Поднялся Кошурин, взял бокал и заговорил:
– Господа дворяне, я говорю вдохновенную речь. Я понимаю князя, который лежит на диване, презирая лай хамского вторжения. Лай возникшего из ничтожества масс вменяется в небывшее, и ветром колебание – звук из гнусной пасти. Простые домашние дворяне, мы против девятнадцатого февраля и за восстановление центрящих и повелителей на местах. Слуги, рабы и лакеи заимствуют блеск ливрей от края высоких гербов. Просвещенное внимание наше разлито вокруг. У дверей наших пусть стоит зеленый тихий ангел, оберегающий. Скотоподобные мужики вращаются во внешних пространствах, имея вход в хлевы и конюшни. Поднимаю мое стекло за светлое восстановление господств!
Рябовы были талантливые сплетники и столь же талантливые собиратели сплетен. Притом же у них было большое знакомство в городе. Удивленные и обеспокоенные тем, что Евгений в последнее время стал как-то слишком нервен и беспокоен, бывал очень неровен с Катею и даже видимо избегал частых встреч и разговоров с нею, они принялись следить за ним. Скоро они узнали, что Евгений часто встречается с какою-то девицею в разных гостиницах.
Преждевременной тревоги Рябовы не подняли. Они выследили Шаню, узнали, кто она, где живет, как она ходит под чужим именем к Хмаровым и еще многие иные подробности, – и наконец решились открыть глаза Варваре Кирилловне.
Рябовы хотели было держать это в тайне от Кати, но дочка оказалась в родителей и узнала часть секрета. Тогда уж сказали ей все, но запретили говорить об этом с Евгением.
Однажды, когда у Рябовых был званый вечер, на котором были и Хмаровы, Наталья Александровна отозвала Варвару Кирилловну в кабинет к своему мужу. Там она и Евдоким Степанович Рябов, горячась, перебивая друг друга, рассказали ей, что швея Лизавета совсем не Лизавета, а та самая Александра Самсонова, которая была знакома с Евгением еще в Сарыни.
Варвара Кирилловна была ошеломлена этим открытием. Как всегда, свое огорчение она выразила в формах преувеличенных и неестественных. Рыдая театрально, закатывая глаза под лоб, она разыграла патетическую сцену. Рябовы утешали ее и соболезновали. Но под их утешениями сквозило злорадство.
– Вы так добры и доверчивы! – говорила Наталья Александровна таким тоном, словно доброта и доверчивость – очень непохвальные качества.
– С этими людьми нельзя так! – наставительно говорил Евдоким Степанович. – Им нельзя верить ни на грош.
– Но она принесла мне аттестат от генеральши Страховой, – говорила Варвара Кирилловна.
– Надо было справиться у генеральши, – сказал Евдоким Степанович.

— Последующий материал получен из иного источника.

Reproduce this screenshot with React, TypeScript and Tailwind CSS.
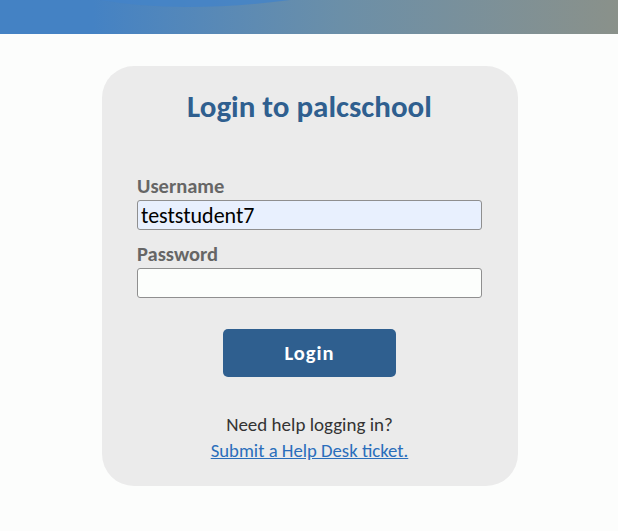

Варвара Кирилловна восклицала:
– Могла ли я думать, что за мою доброту и великодушие мне так отплатят! Такою низостью! Такою черною неблагодарностью!

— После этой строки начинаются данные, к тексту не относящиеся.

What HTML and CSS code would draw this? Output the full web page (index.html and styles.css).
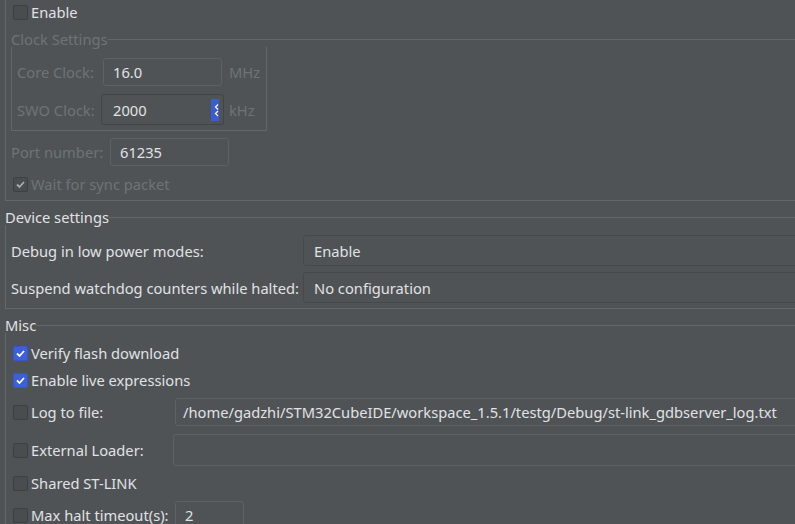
FILE: index.html
```html
<!DOCTYPE html>
<html>
<head>
  <meta charset="UTF-8">
  <link rel="stylesheet" href="styles.css">
</head>
<body>
  <div class="page">
    <div class="outer">
      <label class="check-row enable-row">
        <span class="checkbox"></span>
        <span>Enable</span>
      </label>

      <div class="group-title disabled">
        <span>Clock Settings</span>
        <span class="title-line"></span>
      </div>
      <div class="clock-box">
        <span class="disabled">Core Clock:</span>
        <div class="field">16.0</div>
        <span class="unit disabled">MHz</span>

        <span class="disabled">SWO Clock:</span>
        <div class="field spinner">
          <span>2000</span>
          <span class="spin-btn">
            <svg width="8" height="22" viewBox="0 0 8 22">
              <path d="M7 5.5 L4.5 8 L7 10.5 M7 12 L4.5 14.5 L7 17" fill="none" stroke="#fff" stroke-width="1.2"/>
            </svg>
          </span>
        </div>
        <span class="unit disabled">kHz</span>
      </div>

      <div class="port-row">
        <span class="disabled">Port number:</span>
        <div class="field port-field">61235</div>
      </div>

      <label class="check-row sync-row disabled">
        <span class="checkbox">
          <svg width="13" height="13" viewBox="0 0 13 13">
            <path d="M3 6.5 L5.5 9 L10 4" fill="none" stroke="#a7abae" stroke-width="1.8"/>
          </svg>
        </span>
        <span>Wait for sync packet</span>
      </label>
    </div>

    <div class="group-title section-title">
      <span>Device settings</span>
      <span class="title-line"></span>
    </div>
    <div class="device-box">
      <span>Debug in low power modes:</span>
      <div class="combo">Enable</div>
      <span>Suspend watchdog counters while halted:</span>
      <div class="combo">No configuration</div>
    </div>

    <div class="group-title section-title">
      <span>Misc</span>
      <span class="title-line"></span>
    </div>
    <div class="misc-box">
      <label class="check-row">
        <span class="checkbox checked">
          <svg width="13" height="13" viewBox="0 0 13 13">
            <path d="M3 6.5 L5.5 9 L10 4" fill="none" stroke="#fff" stroke-width="1.8"/>
          </svg>
        </span>
        <span>Verify flash download</span>
      </label>
      <label class="check-row misc-live">
        <span class="checkbox checked">
          <svg width="13" height="13" viewBox="0 0 13 13">
            <path d="M3 6.5 L5.5 9 L10 4" fill="none" stroke="#fff" stroke-width="1.8"/>
          </svg>
        </span>
        <span>Enable live expressions</span>
      </label>

      <div class="misc-row misc-log">
        <label class="check-row">
          <span class="checkbox"></span>
          <span>Log to file:</span>
        </label>
        <div class="field wide-field">/home/gadzhi/STM32CubeIDE/workspace_1.5.1/testg/Debug/st-link_gdbserver_log.txt</div>
      </div>

      <div class="misc-row misc-ext">
        <label class="check-row">
          <span class="checkbox"></span>
          <span>External Loader:</span>
        </label>
        <div class="field loader-field"></div>
      </div>

      <label class="check-row misc-shared">
        <span class="checkbox"></span>
        <span>Shared ST-LINK</span>
      </label>

      <div class="misc-row misc-halt">
        <label class="check-row">
          <span class="checkbox"></span>
          <span>Max halt timeout(s):</span>
        </label>
        <div class="field halt-field">2</div>
      </div>
    </div>
  </div>
</body>
</html>
```

FILE: styles.css
```css
body {
  margin: 0;
  height: 524px;
  overflow: hidden;
  background-color: #4f5356;
  font-family: "Noto Sans", sans-serif;
  font-size: 14.7px;
  color: #e0e2e4;
}

.page {
  height: 524px;
  padding-left: 5px;
  overflow: hidden;
}

.disabled {
  color: #6e7377;
}

/* outer group, continues above the window */
.outer {
  height: 201px;
  box-sizing: border-box;
  padding-left: 5px;
  border-left: 1px solid #62676b;
  border-bottom: 1px solid #62676b;
}

.check-row {
  display: flex;
  align-items: center;
  height: 24px;
  cursor: default;
}

.enable-row {
  margin-left: 2px;
}

.checkbox {
  display: flex;
  align-items: center;
  justify-content: center;
  width: 15px;
  height: 15px;
  box-sizing: border-box;
  margin-right: 3px;
  flex-shrink: 0;
  background-color: #494d50;
  border: 1px solid #3d4043;
  border-radius: 2px;
}

.checkbox.checked {
  background-color: #3d5fd8;
  border-color: #3657c9;
}

.group-title {
  display: flex;
  align-items: center;
  height: 16px;
  line-height: 16px;
  margin-top: 7px;
}

.title-line {
  flex: 1;
  height: 0;
  margin-top: 1px;
  border-top: 1px solid #62676b;
}

.clock-box {
  display: grid;
  grid-template-columns: 86px 119px auto;
  row-gap: 8px;
  align-items: center;
  width: 256px;
  box-sizing: border-box;
  padding: 11px 0 5px 5px;
  border: 1px solid #62676b;
  border-top: none;
}

.field {
  display: flex;
  align-items: center;
  height: 28px;
  box-sizing: border-box;
  padding-left: 9px;
  border: 1px solid #5d6165;
  border-radius: 3px;
  white-space: nowrap;
  overflow: hidden;
}

.spinner {
  height: 31px;
  margin: 0 -2px;
  padding-left: 11px;
  padding-right: 4px;
  justify-content: space-between;
  border-color: #414548;
}

.spin-btn {
  display: flex;
  width: 8px;
  height: 22px;
  background-color: #3b5cd9;
}

.unit {
  padding-left: 7px;
}

.port-row {
  display: grid;
  grid-template-columns: 99px 119px;
  align-items: center;
  margin-top: 7px;
}

.sync-row {
  margin-top: 6px;
  margin-left: 2px;
}

.section-title {
  margin-top: 8px;
}

.device-box {
  display: grid;
  grid-template-columns: 292px 1fr;
  row-gap: 6px;
  align-items: center;
  margin-right: -10px;
  padding: 10px 0 5px 5px;
  border-left: 1px solid #62676b;
  border-bottom: 1px solid #62676b;
}

.combo {
  display: flex;
  align-items: center;
  height: 31px;
  box-sizing: border-box;
  padding-left: 10px;
  border: 1px solid #45494c;
  border-radius: 3px;
}

.misc-box {
  display: flex;
  flex-direction: column;
  margin-right: -10px;
  padding: 8px 0 0 7px;
  border-left: 1px solid #62676b;
}

.misc-live {
  margin-top: 3px;
}

.misc-row {
  display: grid;
  grid-template-columns: 162px 1fr;
  align-items: center;
}

.misc-log {
  margin-top: 6px;
}

.misc-ext {
  margin-top: 8px;
}

.misc-shared {
  margin-top: 5px;
}

.misc-halt {
  margin-top: 6px;
}

.wide-field {
  padding-left: 7px;
}

.loader-field {
  height: 32px;
  margin-left: -2px;
}

.halt-field {
  width: 69px;
}
```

Условились Евгению пока ничего не говорить. Только позвали Марию, чтобы дать ей необходимые указания относительно того, как держать себя пока с братом и с этою ужасною особою. А вместе с Мариею пришла и Катя: ведь она уже знала, о чем говорят в отцовом кабинете. Евгений был сегодня с нею любезен, но она чувствовала его скрытую холодность, и ей было больно, что во весь вечер он ни разу не пошутил с нею.
Увидя входящих барышень, Варвара Кирилловна ахнула, схватилась за сердце, вскочила с кресла, пошатнулась, опять села и, собрав такими штуками на себе общее внимание, воскликнула трагическим голосом:
– Бедные мои девочки! Если бы вы знали, какое горе, какой стыд!
– Я уже знаю, – тоненьким голоском сказала Катя и заплакала.
– Мама, ради Бога, что случилось? – спрашивала Мария с видом испуганной.
Рассказали и ей.
Мария, подражая матери, плакала, и ломала руки, и повторяла:
– Какой ужас! Какой ужас!
Потом она обняла Катю и нежно целовала ее. Катя плакала, закрывая лицо платочком в сложенных горсточкою руках и говорила:
– Я ему все прощу, все прощу, только бы он меня не оставил, только бы он ко мне вернулся, только бы он прогнал эту ужасную девушку. Она ему не пара. Он с нею не будет счастлив. Если бы она была из нашего круга, я бы сама благословила их любовь и ушла бы в монастырь. Но я не хочу отдать его девушке низкого происхождения, обманщице.
– Ангел! Золотое сердце! – восклицали Варвара Кирилловна и Мария.
Наталья Александровна, тронутая словами дочери, заплакала, а Евдоким Степанович тяжело запыхтел и грузно отошел в сторону, показывая дамам покрасневшую толстую шею.